WHAT TO PRODUCE:
Output the material beneath this task exactly, images excluded.

COLLECTED DATA:

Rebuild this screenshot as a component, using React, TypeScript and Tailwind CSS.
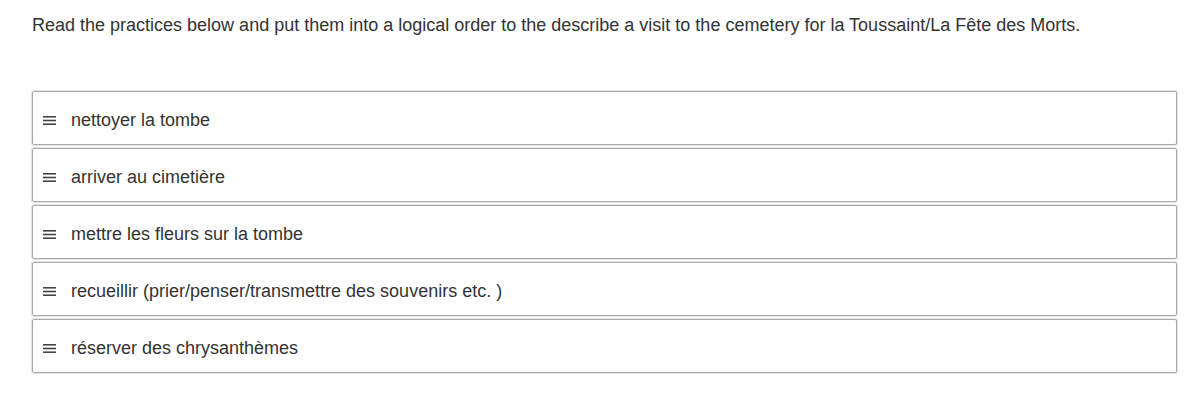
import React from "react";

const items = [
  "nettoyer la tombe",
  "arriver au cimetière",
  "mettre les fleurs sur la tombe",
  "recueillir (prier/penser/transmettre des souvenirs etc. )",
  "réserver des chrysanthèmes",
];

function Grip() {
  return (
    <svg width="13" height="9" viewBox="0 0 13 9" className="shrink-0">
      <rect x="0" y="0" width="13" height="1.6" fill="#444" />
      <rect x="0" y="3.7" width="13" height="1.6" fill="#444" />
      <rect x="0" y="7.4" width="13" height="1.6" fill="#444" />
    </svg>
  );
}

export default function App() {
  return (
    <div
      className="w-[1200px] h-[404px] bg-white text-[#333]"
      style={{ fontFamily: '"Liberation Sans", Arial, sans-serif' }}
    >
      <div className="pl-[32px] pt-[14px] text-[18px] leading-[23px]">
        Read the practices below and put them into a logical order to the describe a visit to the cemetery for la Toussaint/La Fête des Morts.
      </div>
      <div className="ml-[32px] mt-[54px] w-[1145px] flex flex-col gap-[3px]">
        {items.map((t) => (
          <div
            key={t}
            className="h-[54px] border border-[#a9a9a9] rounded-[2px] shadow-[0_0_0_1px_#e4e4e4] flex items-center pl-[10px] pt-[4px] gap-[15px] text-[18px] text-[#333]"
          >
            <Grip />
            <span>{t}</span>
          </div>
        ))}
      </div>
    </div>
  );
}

EXERCISE RESPONSE:
Rebuild this screenshot as a component, using React, TypeScript and Tailwind CSS.
import React from "react";

const items = [
  "nettoyer la tombe",
  "arriver au cimetière",
  "mettre les fleurs sur la tombe",
  "recueillir (prier/penser/transmettre des souvenirs etc. )",
  "réserver des chrysanthèmes",
];

function Grip() {
  return (
    <svg width="13" height="9" viewBox="0 0 13 9" className="shrink-0">
      <rect x="0" y="0" width="13" height="1.6" fill="#444" />
      <rect x="0" y="3.7" width="13" height="1.6" fill="#444" />
      <rect x="0" y="7.4" width="13" height="1.6" fill="#444" />
    </svg>
  );
}

export default function App() {
  return (
    <div
      className="w-[1200px] h-[404px] bg-white text-[#333]"
      style={{ fontFamily: '"Liberation Sans", Arial, sans-serif' }}
    >
      <div className="pl-[32px] pt-[14px] text-[18px] leading-[23px]">
        Read the practices below and put them into a logical order to the describe a visit to the cemetery for la Toussaint/La Fête des Morts.
      </div>
      <div className="ml-[32px] mt-[54px] w-[1145px] flex flex-col gap-[3px]">
        {items.map((t) => (
          <div
            key={t}
            className="h-[54px] border border-[#a9a9a9] rounded-[2px] shadow-[0_0_0_1px_#e4e4e4] flex items-center pl-[10px] pt-[4px] gap-[15px] text-[18px] text-[#333]"
          >
            <Grip />
            <span>{t}</span>
          </div>
        ))}
      </div>
    </div>
  );
}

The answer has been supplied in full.